Despite general knowledge that the progression from soluble uric acid to MSU crystals and generation of inflammation is the causal mechanism of gout, some questions remain open in relation to the clinical observations related to gout and hyperuricemia. First, hyperuricemia is a relatively common metabolic condition, yet only a minority of 10-15% of hyperuricemia patients developing symptomatic gout ¹³². Thus, the factors that trigger the symptomatic inflammatory response still need to be elucidated. Second, when an attack resolves, crystals still remain in the tissues (intercritical gout), that might be contributing to a low grade systemic inflammatory response in the absence of symptoms ¹³³. In addition, as many as 15 or more percent of subjects with hyperuricemia have crystal deposition without symptoms ^134,135. Thus, neither hyperuricemia nor MSU deposits are sufficient to trigger full blown inflammation. Moreover, experimental designs usually cannot exclude that in vivo or in vitro effects of high concentrations of uric acid are independent of microcrystal formation. Nevertheless, the parallels between soluble uric acid and crystalline uric acid in inducing the inflammatory response is remarkable and suggests the involvement of a pro-inflammatory state that may involve local as well as systemic effects. Studying these responses in patients has the potential of helping to understand the variability of the phenotype in gout and hyperuricemia and of identifying the missing links that determine the progression from hyperuricemia and crystal deposition to clinically symptomatic gout.

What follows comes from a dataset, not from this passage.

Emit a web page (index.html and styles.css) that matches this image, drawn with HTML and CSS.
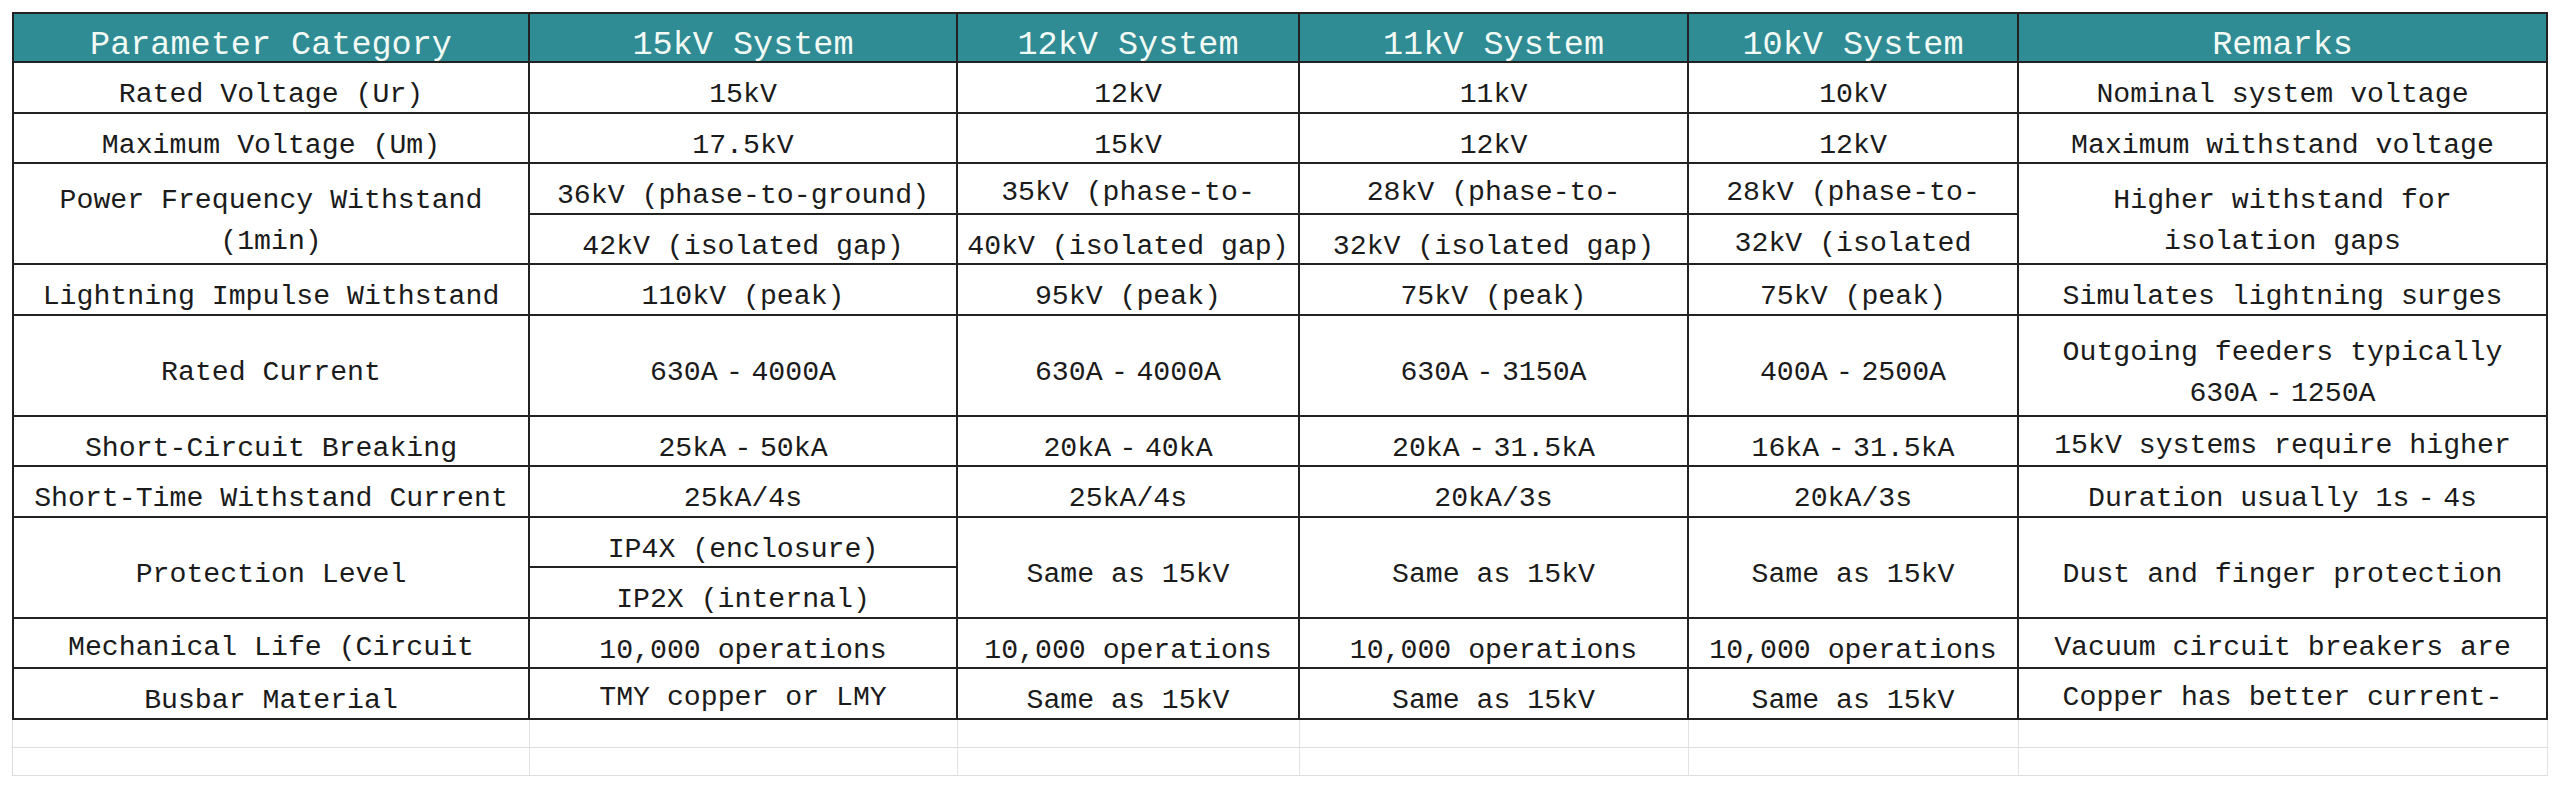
FILE: index.html
```html
<!DOCTYPE html>
<html lang="en">
<head>
<meta charset="utf-8">
<title>Switchgear Parameters</title>
<link rel="stylesheet" href="styles.css">
</head>
<body>
<div class="sheet">
  <div class="grid">
    <div class="c hd">Parameter Category</div>
    <div class="c hd">15kV System</div>
    <div class="c hd">12kV System</div>
    <div class="c hd">11kV System</div>
    <div class="c hd">10kV System</div>
    <div class="c hd">Remarks</div>

    <div class="c">Rated Voltage (Ur)</div>
    <div class="c">15kV</div>
    <div class="c">12kV</div>
    <div class="c">11kV</div>
    <div class="c">10kV</div>
    <div class="c">Nominal system voltage</div>

    <div class="c">Maximum Voltage (Um)</div>
    <div class="c">17.5kV</div>
    <div class="c">15kV</div>
    <div class="c">12kV</div>
    <div class="c">12kV</div>
    <div class="c">Maximum withstand voltage</div>

    <div class="c r2"><span class="t">Power Frequency Withstand<br>(1min)</span></div>
    <div class="c">36kV (phase-to-ground)</div>
    <div class="c cut">35kV (phase-to-</div>
    <div class="c cut">28kV (phase-to-</div>
    <div class="c cut">28kV (phase-to-</div>
    <div class="c r2"><span class="t">Higher withstand for<br>isolation gaps</span></div>
    <div class="c">42kV (isolated gap)</div>
    <div class="c">40kV (isolated gap)</div>
    <div class="c">32kV (isolated gap)</div>
    <div class="c cut">32kV (isolated</div>

    <div class="c">Lightning Impulse Withstand</div>
    <div class="c">110kV (peak)</div>
    <div class="c">95kV (peak)</div>
    <div class="c">75kV (peak)</div>
    <div class="c">75kV (peak)</div>
    <div class="c">Simulates lightning surges</div>

    <div class="c">Rated Current</div>
    <div class="c"><span class="t">630A<span class="dash">-</span>4000A</span></div>
    <div class="c"><span class="t">630A<span class="dash">-</span>4000A</span></div>
    <div class="c"><span class="t">630A<span class="dash">-</span>3150A</span></div>
    <div class="c"><span class="t">400A<span class="dash">-</span>2500A</span></div>
    <div class="c"><span class="t">Outgoing feeders typically<br>630A<span class="dash">-</span>1250A</span></div>

    <div class="c">Short-Circuit Breaking</div>
    <div class="c"><span class="t">25kA<span class="dash">-</span>50kA</span></div>
    <div class="c"><span class="t">20kA<span class="dash">-</span>40kA</span></div>
    <div class="c"><span class="t">20kA<span class="dash">-</span>31.5kA</span></div>
    <div class="c"><span class="t">16kA<span class="dash">-</span>31.5kA</span></div>
    <div class="c cut">15kV systems require higher</div>

    <div class="c">Short-Time Withstand Current</div>
    <div class="c">25kA/4s</div>
    <div class="c">25kA/4s</div>
    <div class="c">20kA/3s</div>
    <div class="c">20kA/3s</div>
    <div class="c"><span class="t">Duration usually 1s<span class="dash">-</span>4s</span></div>

    <div class="c r2">Protection Level</div>
    <div class="c">IP4X (enclosure)</div>
    <div class="c r2">Same as 15kV</div>
    <div class="c r2">Same as 15kV</div>
    <div class="c r2">Same as 15kV</div>
    <div class="c r2">Dust and finger protection</div>
    <div class="c">IP2X (internal)</div>

    <div class="c cut">Mechanical Life (Circuit</div>
    <div class="c">10,000 operations</div>
    <div class="c">10,000 operations</div>
    <div class="c">10,000 operations</div>
    <div class="c">10,000 operations</div>
    <div class="c cut">Vacuum circuit breakers are</div>

    <div class="c">Busbar Material</div>
    <div class="c cut">TMY copper or LMY</div>
    <div class="c">Same as 15kV</div>
    <div class="c">Same as 15kV</div>
    <div class="c">Same as 15kV</div>
    <div class="c cut">Copper has better current-</div>
  </div>
  <div class="blank">
    <div class="b"></div><div class="b"></div><div class="b"></div><div class="b"></div><div class="b"></div><div class="b"></div>
    <div class="b"></div><div class="b"></div><div class="b"></div><div class="b"></div><div class="b"></div><div class="b"></div>
  </div>
</div>
</body>
</html>
```
FILE: styles.css
```css
html, body {
  margin: 0;
  padding: 0;
  background: #ffffff;
}

body {
  font-family: "Liberation Mono", "DejaVu Sans Mono", monospace;
  color: #1b1b1b;
}

.sheet {
  padding: 12px 0 0 12px;
}

.grid {
  display: grid;
  grid-template-columns: 516px 428px 342px 389px 330px 529px;
  grid-template-rows: 49px 51px 50px 51px 50px 51px 101px 50px 51px 50px 51px 50px 51px;
  width: max-content;
  border-left: 2px solid #222222;
  border-top: 2px solid #222222;
}

.c {
  box-sizing: border-box;
  border-right: 2px solid #222222;
  border-bottom: 2px solid #222222;
  display: flex;
  align-items: center;
  justify-content: center;
  text-align: center;
  padding-top: 14px;
  font-size: 28.2px;
  line-height: 41px;
  white-space: nowrap;
  overflow: hidden;
}

.t {
  display: block;
  text-align: center;
}

.c.cut {
  padding-top: 8px;
}

.hd {
  background: #2f8b94;
  color: #f2faf5;
  font-size: 33.5px;
  line-height: 38px;
  padding-top: 14px;
}

.r2 {
  grid-row: span 2;
}

.dash {
  display: inline-block;
  width: 1.2em;
  text-align: center;
}

.blank {
  display: grid;
  grid-template-columns: 517px 428px 342px 389px 330px 529px;
  grid-template-rows: 28px 28px;
  width: max-content;
  border-left: 1px solid #dddddd;
}

.b {
  box-sizing: border-box;
  border-right: 1px solid #e2e2e2;
  border-bottom: 1px solid #dddddd;
}
```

Systemic Conditions Beyond Gout.

The recognition that uric acid has such key proinflammatory roles in innate immunity raises key questions of its importance in other diseases. Indeed, hyperuricemia is a powerful predictor of obesity, metabolic syndrome, nonalcoholic fatty liver and diabetes, and experimental studies tie these inflammatory pathways to the mechanism of disease^3,6,24,86. Similar studies have linked serum urate with acute and chronic kidney disease, hypertension, preeclampsia, and cardiovascular disease. ^4,5,136 However, a challenging finding is that most Mendelian randomization studies evaluating the relationship of serum uric acid to cardiovascular endpoints have been negative, and clinical trials have also been mixed.⁴ Nevertheless, there is increasing evidence that lowering uric acid may be beneficial, especially in hyperuricemic individuals with chronic kidney disease who are showing deteriorating renal function.¹³⁷ Clearly further studies are needed, but the recognition of the involvement of urate in metabolic inflammation offers the potential for novel interventions.

Conclusions

Asymptomatic hyperuricemia is common but has been largely viewed as a metabolic abnormality that increases the risk for gout and kidney stones and is innocent otherwise. Recent studies, however, suggest that the people with asymptomatic hyperuricemia may be at significant risk for cardiometabolic diseases, and that the uric acid may play a contributory role in causing these conditions. The studies summarized here document a major role for both crystalline and soluble urate in driving metabolic inflammation, activating innate immunity and triggering epigenetic pathways that can amplify responses. These studies challenge the concept that hyperuricemia is an “innocent bystander” and raises the possibility that conditions in which hyperuricemia is present may benefit not only from urate lowering therapies, but with ones targeting various aspects of the immune system, including IL-1, autophagy, and epigenetic modifiers. Further studies are needed to better understand how these pathways may influence disease, the genetic factors controlling these responses, and the mechanisms transitioning hyperuricemia to gout and beyond.